After dinner, I sit at the dining room table and pull apart polynomials, stretching them out like taffy. My mom comes and goes, holding up fistfuls of paint samples, diagrams of window treatments, pictures of Italian wall lighting that she’s cut out from catalogues. “And these?”
Professor Tishler speaks with a lisp and sweats Rorschach blots onto his polo shirts while he paces at the front of the room. His beard has been sharply trimmed in an attempt to create an illusory jaw-line, and he might have been blonde once, but it’s hard to tell now. He refers to what he’s teaching us as “the calculus,” which makes me want to punch him every time he says it, and I feel like I’m sixteen all over again.
My brother sunburned his back at the beach and has refused to put on a shirt for the past two days. He just walks around in pajama bottoms, moving gingerly from room to room and only sitting on backless chairs. Around three o’clock, he wanders into the kitchen, shirtless and slow. He’s drawn a grid on his stomach with ballpoint pen, blueprints for where he wishes he had actual shadows and indentations.
The sparklers burned tiny holes in the patio furniture cushions. I don’t want this summer to be a frame around the thought of last summer.
In trying to find the perfect color for the living room walls, my mom has applied a half-dozen different shades of off-white to the walls in stripes and amorphous splotches. Now, just like the rest of us, the living room has uneven summer tan-lines. The swatches have names like “Ivory Coast” and “Oatmeal,” names that make it seem like we lead far more delicate lives than we actually do.
Arun calls me while I’m in the grocery store. “You and I have the same problem,” he tells me. “We have all these ridiculous ideas about the way we want people to be,” I finish his thought, putting three apricots in a plastic bag. He’s with me for frozen foods, then cereals, dairy, and the checkout line. Sometimes when I’m talking to him, he refers to where I am as the “left coast,” which I love, because it sounds like the distance between here and Brooklyn is an arm’s-span.
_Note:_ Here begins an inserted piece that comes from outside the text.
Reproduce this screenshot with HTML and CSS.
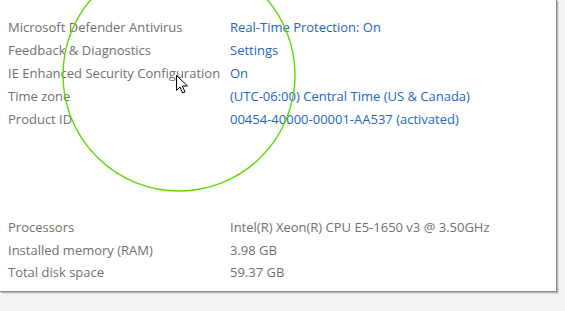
FILE: index.html
```html
<!DOCTYPE html>
<html>
<head>
<meta charset="utf-8">
<link rel="stylesheet" href="styles.css">
</head>
<body>
<div class="panel">
  <div class="group">
    <div class="label">Microsoft Defender Antivirus</div><div class="value link">Real-Time Protection: On</div>
    <div class="label">Feedback &amp; Diagnostics</div><div class="value link">Settings</div>
    <div class="label">IE Enhanced Security Configuration</div><div class="value link">On</div>
    <div class="label">Time zone</div><div class="value link">(UTC-06:00) Central Time (US &amp; Canada)</div>
    <div class="label">Product ID</div><div class="value link">00454-40000-00001-AA537 (activated)</div>
  </div>
  <div class="group second">
    <div class="label">Processors</div><div class="value">Intel(R) Xeon(R) CPU E5-1650 v3 @ 3.50GHz</div>
    <div class="label">Installed memory (RAM)</div><div class="value">3.98 GB</div>
    <div class="label">Total disk space</div><div class="value">59.37 GB</div>
  </div>
</div>
<svg class="ring" width="565" height="311" viewBox="0 0 565 311">
  <circle cx="179" cy="75" r="116" fill="none" stroke="#5fd80a" stroke-width="1.4"/>
</svg>
<svg class="cursor" width="14" height="20" viewBox="0 0 14 20">
  <path d="M0.5 0.5 L0.5 15.5 L4 12 L6.6 18 L9 17 L6.4 11 L11.5 11 Z" fill="#fff" stroke="#000" stroke-width="1" stroke-linejoin="miter"/>
</svg>
</body>
</html>
```
FILE: styles.css
```css
html, body {
  margin: 0;
  padding: 0;
}
body {
  background: #f4f4f4;
  width: 565px;
  height: 311px;
  overflow: hidden;
  position: relative;
  font-family: "Open Sans", "Noto Sans", sans-serif;
  font-size: 13px;
}
.panel {
  box-sizing: border-box;
  width: 557px;
  height: 292px;
  background: #fff;
  border-right: 1px solid #8a8a8a;
  border-bottom: 1px solid #8a8a8a;
  box-shadow: 1px 1px 0 #b8b8b8, 2px 2px 0 #dcdcdc;
  padding: 15px 0 0 8px;
}
.group {
  display: grid;
  grid-template-columns: 222px auto;
  grid-auto-rows: 23px;
  align-items: center;
}
.second {
  margin-top: 86px;
  grid-auto-rows: 22.5px;
}
.label {
  color: #707070;
  white-space: nowrap;
}
.value {
  color: #707070;
  white-space: nowrap;
}
.link {
  color: #2266c4;
}
.ring {
  position: absolute;
  left: 0;
  top: 0;
  pointer-events: none;
}
.cursor {
  position: absolute;
  left: 176px;
  top: 75px;
}
```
My favorite thing about Pinecrest Elementary was the gigantic fiberglass jack-o-lantern they had in the corner of the playground. It was the size of a car. From the outside it looked marvelous and exciting, but once you crawled inside it, there was nothing to do but sit and examine the stringy fiberglass walls, or watch the kids playing outside, framed by three triangles and a crescent moon.
Siena was like a room with a fan-shaped seashell in the middle of it. Nicole and I sat in one of the folds of the gigantic shell and watched a group of middle-aged tourists play Red Rover among the pigeons. The tourists were slow-moving and all smiles, the pigeons couldn’t understand what was happening.
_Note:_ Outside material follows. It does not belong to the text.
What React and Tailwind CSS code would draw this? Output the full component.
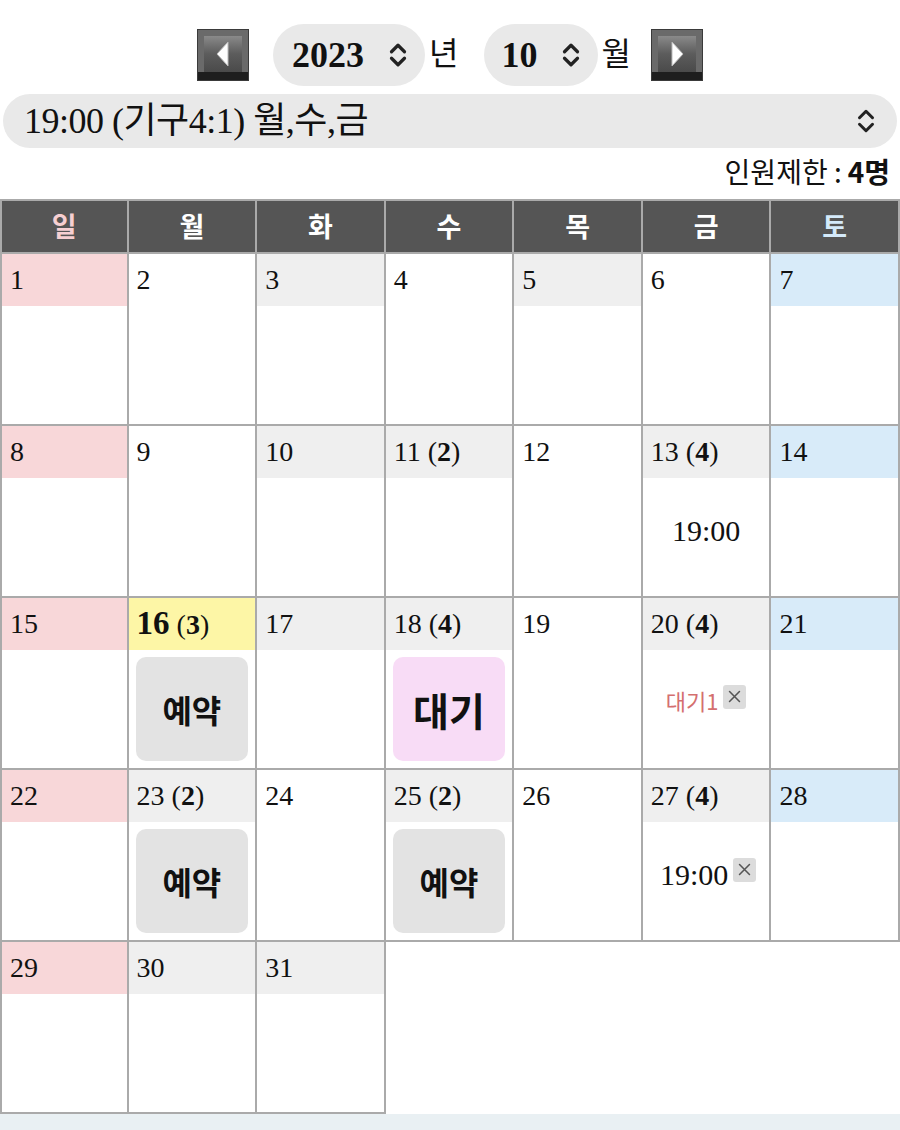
import React from "react";

const SERIF = { fontFamily: '"Liberation Serif", "Noto Sans CJK KR", serif' };
const SANS = { fontFamily: '"Noto Sans CJK KR", "Noto Sans", sans-serif' };

function UpDown({ size = 26, sw = 3 }) {
  return (
    <svg width={size} height={size} viewBox="0 0 24 24" fill="none" stroke="#222" strokeWidth={sw} strokeLinecap="round" strokeLinejoin="round">
      <path d="m6 9 6-6 6 6" />
      <path d="m6 15 6 6 6-6" />
    </svg>
  );
}

function ArrowBtn({ dir }) {
  return (
    <div className="w-[52px] h-[52px] flex flex-col overflow-hidden border border-[#3a3a3a]">
      <div className="flex-1 flex items-center justify-center bg-gradient-to-b from-[#8a8a8a] via-[#5c5c5c] to-[#4a4a4a] border-x-[6px] border-t-[6px] border-[#6a6a6a]">
        <svg width="16" height="26" viewBox="0 0 16 26">
          {dir === "left" ? (
            <polygon points="13,1 13,25 2,13" fill="#fff" stroke="#bbb" strokeWidth="1" />
          ) : (
            <polygon points="3,1 3,25 14,13" fill="#fff" stroke="#bbb" strokeWidth="1" />
          )}
        </svg>
      </div>
      <div className="h-[8px] bg-[#1e1e1e]" />
    </div>
  );
}

function XBox() {
  return (
    <span className="inline-flex items-center justify-center w-[23px] h-[24px] bg-[#dcdcdc] rounded-[3px] ml-[5px]">
      <svg width="17" height="17" viewBox="0 0 24 24" fill="none" stroke="#555" strokeWidth="2.2" strokeLinecap="round">
        <path d="M5 5l14 14M19 5L5 19" />
      </svg>
    </span>
  );
}

const cells = [
  { d: 1, bg: "bg-[#f8d7d9]" },
  { d: 2, bg: "bg-white" },
  { d: 3, bg: "bg-[#efefef]" },
  { d: 4, bg: "bg-white" },
  { d: 5, bg: "bg-[#efefef]" },
  { d: 6, bg: "bg-white" },
  { d: 7, bg: "bg-[#d8ebf9]" },
  { d: 8, bg: "bg-[#f8d7d9]" },
  { d: 9, bg: "bg-white" },
  { d: 10, bg: "bg-[#efefef]" },
  { d: 11, c: 2, bg: "bg-[#efefef]" },
  { d: 12, bg: "bg-white" },
  { d: 13, c: 4, bg: "bg-[#efefef]", body: "time" },
  { d: 14, bg: "bg-[#d8ebf9]" },
  { d: 15, bg: "bg-[#f8d7d9]" },
  { d: 16, c: 3, bg: "bg-[#fdf6a6]", today: true, body: "reserve" },
  { d: 17, bg: "bg-[#efefef]" },
  { d: 18, c: 4, bg: "bg-[#efefef]", body: "wait" },
  { d: 19, bg: "bg-white" },
  { d: 20, c: 4, bg: "bg-[#efefef]", body: "wait1" },
  { d: 21, bg: "bg-[#d8ebf9]" },
  { d: 22, bg: "bg-[#f8d7d9]" },
  { d: 23, c: 2, bg: "bg-[#efefef]", body: "reserve" },
  { d: 24, bg: "bg-white" },
  { d: 25, c: 2, bg: "bg-[#efefef]", body: "reserve" },
  { d: 26, bg: "bg-white" },
  { d: 27, c: 4, bg: "bg-[#efefef]", body: "timex" },
  { d: 28, bg: "bg-[#d8ebf9]" },
  { d: 29, bg: "bg-[#f8d7d9]" },
  { d: 30, bg: "bg-[#efefef]" },
  { d: 31, bg: "bg-[#efefef]" },
];

function Body({ type }) {
  if (type === "reserve")
    return (
      <div className="h-full p-[7px]">
        <div className="h-full w-full rounded-[10px] bg-[#e3e3e3] flex items-center justify-center text-[32px] font-bold text-[#111]" style={SANS}>
          예약
        </div>
      </div>
    );
  if (type === "wait")
    return (
      <div className="h-full p-[7px]">
        <div className="h-full w-full rounded-[10px] bg-[#f8dcf6] flex items-center justify-center text-[39px] font-bold text-[#111]" style={SANS}>
          대기
        </div>
      </div>
    );
  if (type === "time")
    return (
      <div className="h-full flex items-center justify-center pb-[14px] text-[30px] text-[#111]" style={SERIF}>
        19:00
      </div>
    );
  if (type === "timex")
    return (
      <div className="h-full flex items-center justify-center pb-[14px] pl-[4px]">
        <span className="text-[30px] text-[#111]" style={SERIF}>19:00</span>
        <span className="mt-[-6px]"><XBox /></span>
      </div>
    );
  if (type === "wait1")
    return (
      <div className="h-full flex items-center justify-center pb-[18px]">
        <span className="text-[22px] text-[#d46f6f]" style={SANS}>대기1</span>
        <span className="mt-[-4px]"><XBox /></span>
      </div>
    );
  return null;
}

export default function App() {
  const heads = ["일", "월", "화", "수", "목", "금", "토"];
  return (
    <div className="w-[900px] min-h-[1130px] bg-[#e9f0f3]">
      <div className="bg-white">
        <div className="pt-[24px] flex items-center justify-center h-[86px]">
          <ArrowBtn dir="left" />
          <div className="ml-[24px] w-[152px] h-[62px] rounded-full bg-[#e9e9e9] flex items-center pl-[19px] pr-[14px] justify-between">
            <span className="text-[36px] font-bold text-[#111]" style={SERIF}>2023</span>
            <UpDown />
          </div>
          <span className="ml-[4px] text-[32px] text-[#111] mt-[-8px]" style={SANS}>년</span>
          <div className="ml-[25px] w-[114px] h-[62px] rounded-full bg-[#e9e9e9] flex items-center pl-[18px] pr-[14px] justify-between">
            <span className="text-[36px] font-bold text-[#111]" style={SERIF}>10</span>
            <UpDown />
          </div>
          <span className="ml-[4px] text-[32px] text-[#111] mt-[-8px]" style={SANS}>월</span>
          <div className="ml-[20px]">
            <ArrowBtn dir="right" />
          </div>
        </div>
        <div className="mt-[8px] mx-[3px] h-[54px] rounded-full bg-[#e9e9e9] flex items-center justify-between pl-[21px] pr-[18px]">
          <span className="text-[36px] text-[#111] tracking-[-0.5px]" style={SERIF}>19:00 (기구4:1) 월,수,금</span>
          <UpDown size={26} sw={2.8} />
        </div>
        <div className="h-[51px] flex items-center justify-end pr-[10px] pb-[6px] text-[28px] text-[#111]" style={SANS}>
          <span>인원제한 : </span>
          <span className="font-bold ml-[6px]">4명</span>
        </div>
        <div className="grid grid-cols-7">
          {heads.map((h, i) => (
            <div
              key={h}
              className={`h-[55px] bg-[#555555] border-t-2 border-b-2 border-r-2 border-[#aaaaaa] ${i === 0 ? "border-l-2" : ""} flex items-center justify-center text-[27px] font-bold ${i === 0 ? "text-[#f6cfd2]" : i === 6 ? "text-[#d4eafa]" : "text-white"}`}
              style={SANS}
            >
              {h}
            </div>
          ))}
          {cells.map((c, i) => (
            <div
              key={c.d}
              className={`h-[172px] border-r-2 border-b-2 border-[#aaaaaa] ${i % 7 === 0 ? "border-l-2" : ""} bg-white flex flex-col`}
            >
              <div className={`h-[52px] ${c.bg} flex items-center pl-[8px] text-[28px] text-[#111]`} style={SERIF}>
                {c.today ? (
                  <span>
                    <span className="font-bold text-[33px]">{c.d}</span>{" "}
                    <span>(<b>{c.c}</b>)</span>
                  </span>
                ) : c.c ? (
                  <span>
                    {c.d} (<b>{c.c}</b>)
                  </span>
                ) : (
                  <span>{c.d}</span>
                )}
              </div>
              <div className="flex-1">
                <Body type={c.body} />
              </div>
            </div>
          ))}
          {[0, 1, 2, 3].map((k) => (
            <div key={"e" + k} className="h-[172px] bg-white" />
          ))}
        </div>
      </div>
    </div>
  );
}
Yesterday I found him in the folder of all the accident photos, a swooning reflection in the rear window of the Toyota.
We take what we can get:
The taxidermied mammals of North America.
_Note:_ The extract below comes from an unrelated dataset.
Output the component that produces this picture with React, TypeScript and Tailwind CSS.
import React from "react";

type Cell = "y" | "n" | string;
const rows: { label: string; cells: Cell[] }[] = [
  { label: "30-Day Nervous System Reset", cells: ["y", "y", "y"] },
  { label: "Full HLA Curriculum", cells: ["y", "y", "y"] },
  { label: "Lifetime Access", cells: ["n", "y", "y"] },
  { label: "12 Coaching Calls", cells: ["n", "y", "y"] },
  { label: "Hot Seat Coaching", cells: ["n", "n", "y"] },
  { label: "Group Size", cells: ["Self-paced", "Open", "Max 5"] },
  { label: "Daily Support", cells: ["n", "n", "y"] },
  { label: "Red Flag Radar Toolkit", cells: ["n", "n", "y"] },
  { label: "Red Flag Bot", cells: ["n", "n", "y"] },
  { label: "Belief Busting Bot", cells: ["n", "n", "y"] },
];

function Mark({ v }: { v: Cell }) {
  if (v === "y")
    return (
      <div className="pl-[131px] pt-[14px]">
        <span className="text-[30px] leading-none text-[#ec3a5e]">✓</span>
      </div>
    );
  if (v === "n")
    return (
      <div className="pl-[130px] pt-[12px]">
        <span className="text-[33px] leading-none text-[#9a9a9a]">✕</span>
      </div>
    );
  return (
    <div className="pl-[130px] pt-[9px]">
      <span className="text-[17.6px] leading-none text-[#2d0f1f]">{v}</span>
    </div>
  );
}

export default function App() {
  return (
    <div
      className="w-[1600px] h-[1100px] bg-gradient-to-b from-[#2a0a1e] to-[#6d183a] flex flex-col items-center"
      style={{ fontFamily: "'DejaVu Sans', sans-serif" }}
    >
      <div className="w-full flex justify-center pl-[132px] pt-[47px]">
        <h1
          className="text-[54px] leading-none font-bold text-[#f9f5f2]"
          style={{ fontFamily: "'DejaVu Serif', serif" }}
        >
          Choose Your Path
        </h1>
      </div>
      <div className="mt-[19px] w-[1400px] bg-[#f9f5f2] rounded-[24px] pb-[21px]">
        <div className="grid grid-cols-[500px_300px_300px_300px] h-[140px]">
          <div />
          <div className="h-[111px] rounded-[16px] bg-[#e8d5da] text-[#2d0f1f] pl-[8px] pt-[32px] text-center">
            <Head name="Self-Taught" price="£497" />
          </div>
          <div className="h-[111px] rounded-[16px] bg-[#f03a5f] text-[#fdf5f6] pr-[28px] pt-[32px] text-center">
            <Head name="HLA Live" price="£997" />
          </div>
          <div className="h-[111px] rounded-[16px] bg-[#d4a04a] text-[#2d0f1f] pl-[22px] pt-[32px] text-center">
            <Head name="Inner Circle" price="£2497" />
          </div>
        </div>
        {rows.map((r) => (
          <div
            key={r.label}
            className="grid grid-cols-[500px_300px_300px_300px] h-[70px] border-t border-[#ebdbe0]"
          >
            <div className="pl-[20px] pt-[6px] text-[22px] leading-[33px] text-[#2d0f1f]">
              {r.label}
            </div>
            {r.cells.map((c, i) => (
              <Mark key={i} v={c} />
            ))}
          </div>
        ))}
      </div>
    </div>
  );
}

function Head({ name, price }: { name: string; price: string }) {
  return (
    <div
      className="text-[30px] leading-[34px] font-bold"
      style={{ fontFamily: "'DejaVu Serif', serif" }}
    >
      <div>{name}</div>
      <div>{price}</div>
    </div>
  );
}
A piece of beryl that’s the color of my parents’ swimming pool
on the fourth of July.
A surprised megamouth shark in a tank full of yellowing formaldehyde.
“Look at the size of that mouth. We could fit you in there,”
the man next to us says to his little girl,
lifting her up so she can see the hungry thing.
In the morning, I peel my body from yours.
Your back is all scapulae and buttons and birthmarks,
amateur cartography, your natural history.